Gwen the Beautiful’s asked for some fancy doodads. A cupola in front, some old-fashioned trim, but beneath that it’s going to be a simple, three-sided shelter. Protection from the wind and the rain and the sun.
This morning, as I was out there with him, enjoying one of life’s greatest pleasures—watching another man’s toil—Brannigan turned to me suddenly and said, “Why?”
“Is this a philosophical question?” I said.
He shook his head. “I don’t do philosophy. I build things! But there’s something I’ve been wondering about for years. Why do you call this place Cloud Creek Ranch? Why do you call that little stream at the bottom of the back hill Cloud Creek? The only part of ‘Cloud Creek’ that’s got a name is the hundred feet winding through your property. And it only does that a few times a year.”
Brannigan’s question made me smile. It brought back a memory so warm I could wear it like a coat.
“Gwen and I brought the name with us,” I said. “Cloud Creek Ranch was the name of our old place, outside of L.A.”
“We had acreage in the mountains bordering Los Angeles and Malibu Counties,” I went on. “Pine trees! Live oaks! And a little seasonal stream that cut the land in half, connected by a land bridge.
“One morning, the first week we were there, Youngest Daughter Amber was looking out the window while Gwen made breakfast. ‘Mom! Quick! You’ve got to see this!’ she called out.

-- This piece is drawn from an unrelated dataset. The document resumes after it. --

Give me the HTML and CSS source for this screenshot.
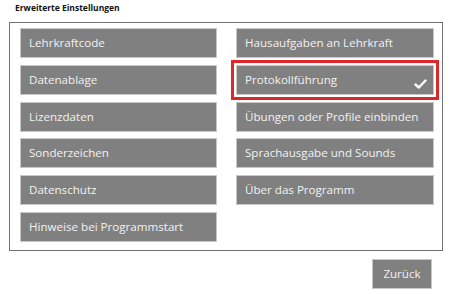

“Gwen went rushing over to where Amber was standing and staring down at the tiny trickle of a stream below a little meadow. It was a cool morning, and a fine mist rose from the water.
“As it got higher, the mist formed a kind of a column and worked its way higher still, against the mountainside, until it reached the top. There, it seemed to both tighten and widen, forming white puffballs that made their way even higher into the sky.
“Amber was about ten years old. But even then she had a special way of seeing things.
‘It’s making clouds, Mom,’ she said. ‘Our little creek is making clouds!’
“I was late getting dressed for the morning drive to school and entered the room in time to see both Amber and Gwen pointing at the new clouds.
“‘What’s up?’ I said.
“‘Clouds,’ Amber said. ‘So many new clouds!’
“‘I know what this place is,’ Gwen said. ‘We’re living at Cloud Central. The place where all the clouds in the world are formed. They waft everywhere—all around the world—from right down there. From Cloud Creek.’
“And that was it. Gwen came up with the name then and there.
Brannigan stood, listening, hammer at his side. Listening so closely that he didn’t even react when Belle the Wary, the least friendly dog on The Mountain, who behaves as though she’s been entrusted with a sacred duty of ridding the world of my pal Brannigan, came up to him.
“Cloud Creek,” Brannigan mused. “Makes sense when you’re talking to a ten year old. Sure!”
Then he noticed Belle standing at his side. “She’s not biting me,” he said. Slowly, wonderingly, he reached out to her. Belle flinched but didn’t snarl or bite. She just turned her head away.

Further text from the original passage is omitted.